> [SOURCE DATA]:
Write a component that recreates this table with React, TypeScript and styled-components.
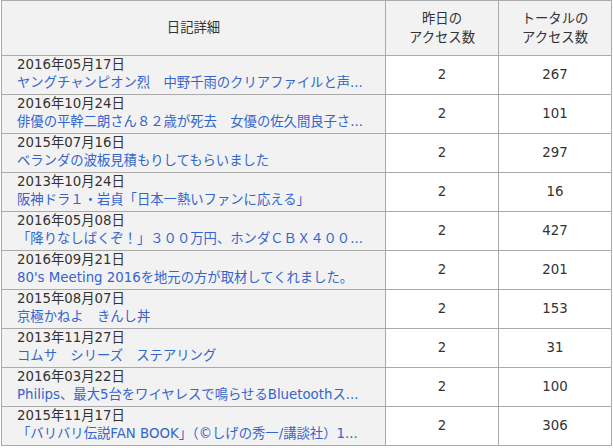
import React from 'react';
import styled, { createGlobalStyle } from 'styled-components';

const GlobalStyle = createGlobalStyle`
  body {
    margin: 0;
    background: #ffffff;
    font-family: 'DejaVu Sans', 'Noto Sans CJK JP', sans-serif;
    color: #333333;
  }
`;

interface Entry {
  date: string;
  title: string;
  yesterday: number;
  total: number;
}

const entries: Entry[] = [
  { date: '2016年05月17日', title: 'ヤングチャンピオン烈　中野千雨のクリアファイルと声...', yesterday: 2, total: 267 },
  { date: '2016年10月24日', title: '俳優の平幹二朗さん８２歳が死去　女優の佐久間良子さ...', yesterday: 2, total: 101 },
  { date: '2015年07月16日', title: 'ベランダの波板見積もりしてもらいました', yesterday: 2, total: 297 },
  { date: '2013年10月24日', title: '阪神ドラ１・岩貞「日本一熱いファンに応える」', yesterday: 2, total: 16 },
  { date: '2016年05月08日', title: '「降りなしばくぞ！」３００万円、ホンダＣＢＸ４００...', yesterday: 2, total: 427 },
  { date: '2016年09月21日', title: "80's Meeting 2016を地元の方が取材してくれました。", yesterday: 2, total: 201 },
  { date: '2015年08月07日', title: '京極かねよ　きんし丼', yesterday: 2, total: 153 },
  { date: '2013年11月27日', title: 'コムサ　シリーズ　ステアリング', yesterday: 2, total: 31 },
  { date: '2016年03月22日', title: 'Philips、最大5台をワイヤレスで鳴らせるBluetoothス...', yesterday: 2, total: 100 },
  { date: '2015年11月17日', title: '「バリバリ伝説FAN BOOK」（©しげの秀一/講談社）1...', yesterday: 2, total: 306 },
];

const Table = styled.div`
  display: grid;
  grid-template-columns: 384px 113px 113px;
  grid-template-rows: 55px;
  grid-auto-rows: 39px;
  width: 610px;
  margin-left: 1px;
  border-left: 1px solid #aaaaaa;
  border-top: 1px solid #aaaaaa;
  font-size: 13.33px;
`;

const Cell = styled.div<{ $head?: boolean; $shade?: boolean }>`
  box-sizing: border-box;
  border-right: 1px solid #aaaaaa;
  border-bottom: 1px solid #aaaaaa;
  background: ${(p) => (p.$head || p.$shade ? '#f2f2f2' : '#ffffff')};
  overflow: hidden;
`;

const HeadCell = styled(Cell)`
  display: flex;
  align-items: center;
  justify-content: center;
  text-align: center;
  line-height: 19px;
  padding-bottom: 1px;
`;

const DetailCell = styled(Cell)`
  padding: 0 8px 0 15px;
  line-height: 18px;
`;

const DateLine = styled.div`
  color: #333333;
  white-space: nowrap;
`;

const TitleLink = styled.a`
  display: block;
  color: #3366cc;
  text-decoration: none;
  white-space: nowrap;
  overflow: hidden;
`;

const NumCell = styled(Cell)`
  display: flex;
  align-items: center;
  justify-content: center;
  padding-bottom: 2px;
`;

export default function App() {
  return (
    <>
      <GlobalStyle />
      <Table>
        <HeadCell $head>日記詳細</HeadCell>
        <HeadCell $head>
          昨日の
          <br />
          アクセス数
        </HeadCell>
        <HeadCell $head>
          トータルの
          <br />
          アクセス数
        </HeadCell>
        {entries.map((e) => (
          <React.Fragment key={e.date + e.total}>
            <DetailCell $shade>
              <DateLine>{e.date}</DateLine>
              <TitleLink href="#">{e.title}</TitleLink>
            </DetailCell>
            <NumCell>{e.yesterday}</NumCell>
            <NumCell>{e.total}</NumCell>
          </React.Fragment>
        ))}
      </Table>
    </>
  );
}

> [WHAT TO WORK ON]: Each line that contains the word "React" counts toward the total; give only that total.

> [RESULT OF THE TASK]: 4